The Washington Post calls that “one of the more perplexing comments during the often off-message rally”, adding that “although Trump has positioned himself as an advocate of the fledgling technology, it’s unclear whether he really understands the basics of it.” Trump’s comment “suggests the carbon is somehow captured before the coal is burned—which is definitely not the case.” As Matt Lucas of the non-profit Center for Carbon Removal told the Post in an email, “‘clean coal’ refers to capturing the carbon dioxide after the coal is burned.”
The paper adds that Trump “may have been referring to another pollution reduction practice called ‘coal washing,’ where soil and rock is washed away from mined coal before being burned. But that is not the same as carbon capture and storage.”

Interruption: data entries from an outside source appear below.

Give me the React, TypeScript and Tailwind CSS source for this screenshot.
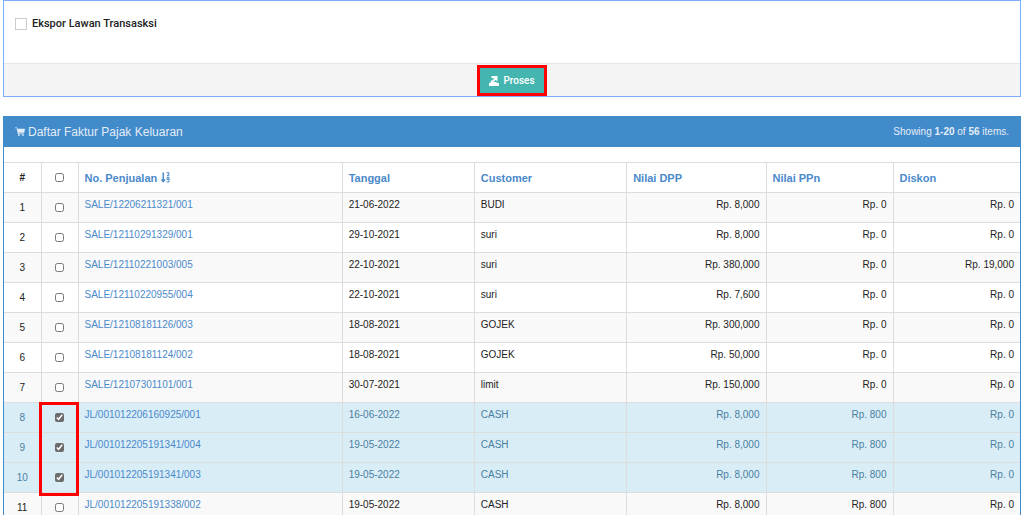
import React, { useState } from 'react';

interface Invoice {
  id: string;
  date: string;
  customer: string;
  dpp: string;
  ppn: string;
  discount: string;
}

const invoices: Invoice[] = [
  { id: 'SALE/12206211321/001', date: '21-06-2022', customer: 'BUDI', dpp: '8,000', ppn: '0', discount: '0' },
  { id: 'SALE/12110291329/001', date: '29-10-2021', customer: 'suri', dpp: '8,000', ppn: '0', discount: '0' },
  { id: 'SALE/12110221003/005', date: '22-10-2021', customer: 'suri', dpp: '380,000', ppn: '0', discount: '19,000' },
  { id: 'SALE/12110220955/004', date: '22-10-2021', customer: 'suri', dpp: '7,600', ppn: '0', discount: '0' },
  { id: 'SALE/12108181126/003', date: '18-08-2021', customer: 'GOJEK', dpp: '300,000', ppn: '0', discount: '0' },
  { id: 'SALE/12108181124/002', date: '18-08-2021', customer: 'GOJEK', dpp: '50,000', ppn: '0', discount: '0' },
  { id: 'SALE/12107301101/001', date: '30-07-2021', customer: 'limit', dpp: '150,000', ppn: '0', discount: '0' },
  { id: 'JL/001012206160925/001', date: '16-06-2022', customer: 'CASH', dpp: '8,000', ppn: '800', discount: '0' },
  { id: 'JL/001012205191341/004', date: '19-05-2022', customer: 'CASH', dpp: '8,000', ppn: '800', discount: '0' },
  { id: 'JL/001012205191341/003', date: '19-05-2022', customer: 'CASH', dpp: '8,000', ppn: '800', discount: '0' },
  { id: 'JL/001012205191338/002', date: '19-05-2022', customer: 'CASH', dpp: '8,000', ppn: '800', discount: '0' },
];

const CartIcon = () => (
  <svg className="h-[9px] w-[10px]" viewBox="0 0 22 20" fill="currentColor" aria-hidden="true">
    <path d="M0 1h4.5l1 3H22l-1.5 9H8l.4 1.6H20V16H6.5L3.5 3H0z" />
    <circle cx="8.5" cy="18" r="2" />
    <circle cx="17.5" cy="18" r="2" />
  </svg>
);

const ExportIcon = () => (
  <svg className="h-[10px] w-[10px]" viewBox="0 0 20 20" fill="currentColor" aria-hidden="true">
    <path d="M5 0h12v11l-3.500-3.500L9 12H4l7-7.500H5z" />
    <path d="M3 11l3-3v4h8l3 2H3z" />
    <path d="M0 14h20v6H0z" />
  </svg>
);

const SortIcon = () => (
  <svg className="h-[11px] w-[9px]" viewBox="0 0 18 22" fill="none" stroke="currentColor" strokeWidth="2" aria-hidden="true">
    <path strokeWidth="3" d="M4.500 1v18M1 15l3.500 4L8 15" />
    <path d="M11 1.500h5V4l-4 3.500h5" />
    <path d="M12 11h4v4h-4zM16 15v5h-5" />
  </svg>
);

const headings = ['Tanggal', 'Customer', 'Nilai DPP', 'Nilai PPn', 'Diskon'];

const App: React.FC = () => {
  const [selected, setSelected] = useState<number[]>([7, 8, 9]);

  const toggleRow = (index: number) => {
    setSelected(prev => (prev.includes(index) ? prev.filter(i => i !== index) : [...prev, index]));
  };

  const toggleAll = () => {
    setSelected(prev => (prev.length === invoices.length ? [] : invoices.map((_, i) => i)));
  };

  return (
    <div className="flex h-screen flex-col bg-white px-[3px] pb-1 font-['Liberation_Sans',Arial,sans-serif] text-[10px] leading-4 text-[#222]">
      {/* Export options */}
      <section className="shrink-0 border border-[#7fadf7]">
        <div className="flex h-[62px] items-start px-[11px] pt-[15px]">
          <label className="flex items-center gap-[5px] font-['Roboto',sans-serif] text-[11px] font-medium text-[#222]">
            <input type="checkbox" className="size-3 appearance-none border border-[#ccc] bg-white checked:bg-[#666]" />
            Ekspor Lawan Transasksi
          </label>
        </div>
        <div className="flex justify-center border-t border-[#e5e5e5] bg-[#f4f4f4] pt-px">
          <button
            type="button"
            className="flex h-[31px] items-center gap-1 border-3 border-[#f00] bg-[#45b6af] px-[9px] font-['Roboto',sans-serif] text-[10px] font-medium text-white"
          >
            <ExportIcon />
            Proses
          </button>
        </div>
      </section>

      {/* Invoice list */}
      <section className="mt-[19px] flex min-h-0 flex-1 flex-col overflow-hidden border-x border-[#428bca]">
        <header className="flex h-[31px] shrink-0 items-center justify-between bg-[#428bca] px-[11px] text-[#e3edf7]">
          <h2 className="flex items-center gap-[3px] text-[12px]">
            <CartIcon />
            Daftar Faktur Pajak Keluaran
          </h2>
          <p>
            Showing <b>1-20</b> of <b>56</b> items.
          </p>
        </header>

        <table className="mt-[15px] w-full table-fixed border-collapse border-t border-[#ddd]">
          <colgroup>
            <col className="w-[37px]" />
            <col className="w-[37px]" />
            <col className="w-[26%]" />
            <col className="w-[13%]" />
            <col className="w-[15%]" />
            <col />
            <col className="w-1/8" />
            <col className="w-1/8" />
          </colgroup>
          <thead>
            <tr className="h-[30px] border-b border-[#ddd] text-left text-[11px] text-[#4a89ca]">
              <th className="text-center text-[10px] text-[#222]">#</th>
              <th className="border-x border-[#ddd] text-center">
                <input
                  type="checkbox"
                  aria-label="Select all"
                  className="mx-auto block size-[9px] accent-[#6b6b6b]"
                  checked={selected.length === invoices.length}
                  onChange={toggleAll}
                />
              </th>
              <th className="border-r border-[#ddd] px-[6px]">
                <a href="#no" className="flex items-center gap-1">
                  No. Penjualan
                  <SortIcon />
                </a>
              </th>
              {headings.map(heading => (
                <th key={heading} className="border-r border-[#ddd] px-[6px] last:border-r-0">
                  <a href="#sort">{heading}</a>
                </th>
              ))}
            </tr>
          </thead>
          <tbody>
            {invoices.map((row, i) => {
              const checked = selected.includes(i);
              return (
                <tr
                  key={row.id}
                  className={
                    checked
                      ? 'h-[30px] border-b border-[#ddd] bg-[#d9edf7] align-top text-[#4a7f9f]'
                      : 'h-[30px] border-b border-[#ddd] align-top odd:bg-[#f9f9f9]'
                  }
                >
                  <td className="text-center align-middle">{i + 1}</td>
                  <td className="relative border-x border-[#ddd] align-middle">
                    <input
                      type="checkbox"
                      aria-label={row.id}
                      className="mx-auto block size-[9px] accent-[#6b6b6b]"
                      checked={checked}
                      onChange={() => toggleRow(i)}
                    />
                    {/* Frame round the three selected rows */}
                    {i === 7 && (
                      <div className="pointer-events-none absolute -top-px -right-px -left-[3px] z-10 h-[94px] border-3 border-[#f00]" />
                    )}
                  </td>
                  <td className="border-r border-[#ddd] px-[6px] pt-1">
                    <a href="#invoice" className="text-[#4a89ca]">{row.id}</a>
                  </td>
                  <td className="border-r border-[#ddd] px-[6px] pt-1">{row.date}</td>
                  <td className="border-r border-[#ddd] px-[6px] pt-1">{row.customer}</td>
                  <td className="border-r border-[#ddd] px-[6px] pt-1 text-right">Rp. {row.dpp}</td>
                  <td className="border-r border-[#ddd] px-[6px] pt-1 text-right">Rp. {row.ppn}</td>
                  <td className="px-[6px] pt-1 text-right">Rp. {row.discount}</td>
                </tr>
              );
            })}
          </tbody>
        </table>
      </section>
    </div>
  );
};

export default App;
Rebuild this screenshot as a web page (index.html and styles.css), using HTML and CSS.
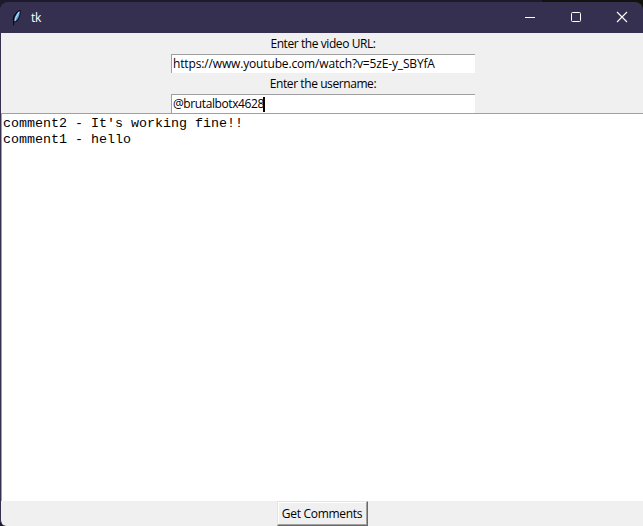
FILE: index.html
```
<!DOCTYPE html>
<html lang="en">
<head>
<meta charset="utf-8">
<title>tk</title>
<link rel="stylesheet" href="styles.css">
</head>
<body>
<div class="window">
  <header class="titlebar">
    <svg class="feather" width="12" height="18" viewBox="0 0 12 18"><path d="M2.2 16.5 2 12Q1 8 4 5Q6 1.5 9.5 1Q10.3 5 8.2 9Q6.5 13 3.3 13.5L3 16.5Z" fill="#08090f"/><path d="M3.3 11.5Q3 8 5.5 5Q7 2.5 8.8 2Q9 6 7 9.5Q5.5 12 3.3 12.5Z" fill="#5b9edb"/><path d="M4 11.5 5 8.5 8.1 3" fill="none" stroke="#d5ecff" stroke-width=".9"/></svg>
    <span class="title">tk</span>
    <div class="controls">
      <svg width="46" height="31" viewBox="0 0 46 31"><path d="M18 15.5h10" stroke="#fff"/></svg>
      <svg width="46" height="31" viewBox="0 0 46 31"><rect x="18.5" y="10.5" width="9" height="9" rx="1" fill="none" stroke="#fff"/></svg>
      <svg width="46" height="31" viewBox="0 0 46 31"><path d="M18 10l10 10M28 10l-10 10" stroke="#fff" stroke-width="1.1"/></svg>
    </div>
  </header>
  <main class="content">
    <div class="form">
      <div class="label"><span class="t-label">Enter the video URL:</span></div>
      <div class="entry"><span class="t-url">https://www.youtube.com/watch?v=5zE-y_SBYfA</span></div>
      <div class="label"><span class="t-label">Enter the username:</span></div>
      <div class="entry"><span class="t-user">@brutalbotx4628</span><i class="caret"></i></div>
    </div>
    <div class="comments"><div>comment2 - It's working fine!!</div><div>comment1 - hello</div></div>
    <div class="footer"><button class="btn"><span class="t-btn">Get Comments</span></button></div>
  </main>
</div>
</body>
</html>
```
FILE: styles.css
```
* { box-sizing: border-box; }
body {
  margin: 0;
  height: 526px;
  overflow: hidden;
  background: linear-gradient(90deg, #1d1b2b 542px, #12120f 542px);
  font-family: "Open Sans", "Noto Sans", sans-serif;
  font-size: 12px;
  color: #000;
}
.window {
  height: 526px;
  padding-top: 2px;
  display: flex;
  flex-direction: column;
}
.titlebar {
  height: 31px;
  flex: none;
  display: flex;
  align-items: center;
  padding-left: 11px;
  background: #353050;
  color: #fff;
  border-radius: 8px 8px 0 0;
}
.title { margin-left: 8px; letter-spacing: -0.3px; }
.controls { display: flex; margin-left: auto; margin-right: -2px; }
.content {
  flex: 1;
  display: flex;
  flex-direction: column;
  align-items: center;
  background: #f0f0f0;
  border-left: 1px solid #353050;
  border-bottom-left-radius: 6px;
  overflow: hidden;
}
.form {
  width: 304px;
  height: 80px;
  flex: none;
  margin-left: 2px;
}
.label {
  height: 21px;
  line-height: 22px;
  text-align: center;
  white-space: nowrap;
}
.entry {
  height: 19px;
  display: flex;
  align-items: center;
  line-height: 16px;
  padding-left: 1px;
  background: #fff;
  border-top: 1px solid #a0a0a0;
  border-left: 1px solid #a0a0a0;
  white-space: nowrap;
}
.caret { width: 2px; height: 15px; margin-left: -1px; background: #000; }
.t-label { letter-spacing: -0.42px; }
.t-url { letter-spacing: -0.15px; }
.t-user { letter-spacing: -0.4px; }
.t-btn { letter-spacing: -0.3px; }
.comments {
  width: 100%;
  height: 388px;
  flex: none;
  padding: 2px 1px;
  background: #fff;
  border-top: 1px solid #a0a0a0;
  border-left: 1px solid #a0a0a0;
  font: 13.33px/16px "Liberation Mono", monospace;
  white-space: pre;
}
.footer { height: 25px; display: flex; }
.btn {
  width: 91px;
  height: 25px;
  padding: 0;
  background: #f0f0f0;
  border: solid;
  border-width: 1px 1px 1px 1px;
  border-color: #e3e3e3 #696969 #696969 #e3e3e3;
  box-shadow: inset -1px -1px #a0a0a0, inset 1px 1px #fff;
  font: inherit;
  color: #000;
  white-space: nowrap;
}
```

While fossil industries and some U.S. senators support that technology, “some environmental groups, such as the Sierra Club, argue that no coal-burning technology can be called ‘clean’ given the levels of soot and other traditional pollutants such plants emit relative to nuclear, wind, solar, and even natural gas-fired power plants,” writes reporter Dino Grandoni.
Moreover, the Bismarck Tribune notes, “some researchers say that even carbon capture won’t make coal ‘clean.’ That’s because the gas that’s removed during coal-fired power generation can be pumped underground to increase the amount of crude oil extracted from aging reserves.” (Or from tar sands/oil sands operations in Canada.) “Critics say the greenhouse gases resulting from increased oil production would offset any gains made at the coal plants.”
The Post and other news outlets note that Trump’s budgetary moves haven’t matched up with his rhetorical support for CCS development. “In May, the White House proposed slashing the budget of the Energy Department’s Office of Fossil Energy, which backs carbon capture research, and eliminating a loan program for companies developing carbon capture and other innovative energy technologies, arguing that ‘the private sector is better positioned to finance innovative technologies,’” Grandoni writes.
“There’s a big gulf between the president’s words and the actions of the administration on support for carbon capture,” said Dan Reicher, executive director of the Stanford University-based Steyer-Taylor Center for Energy Policy and Finance.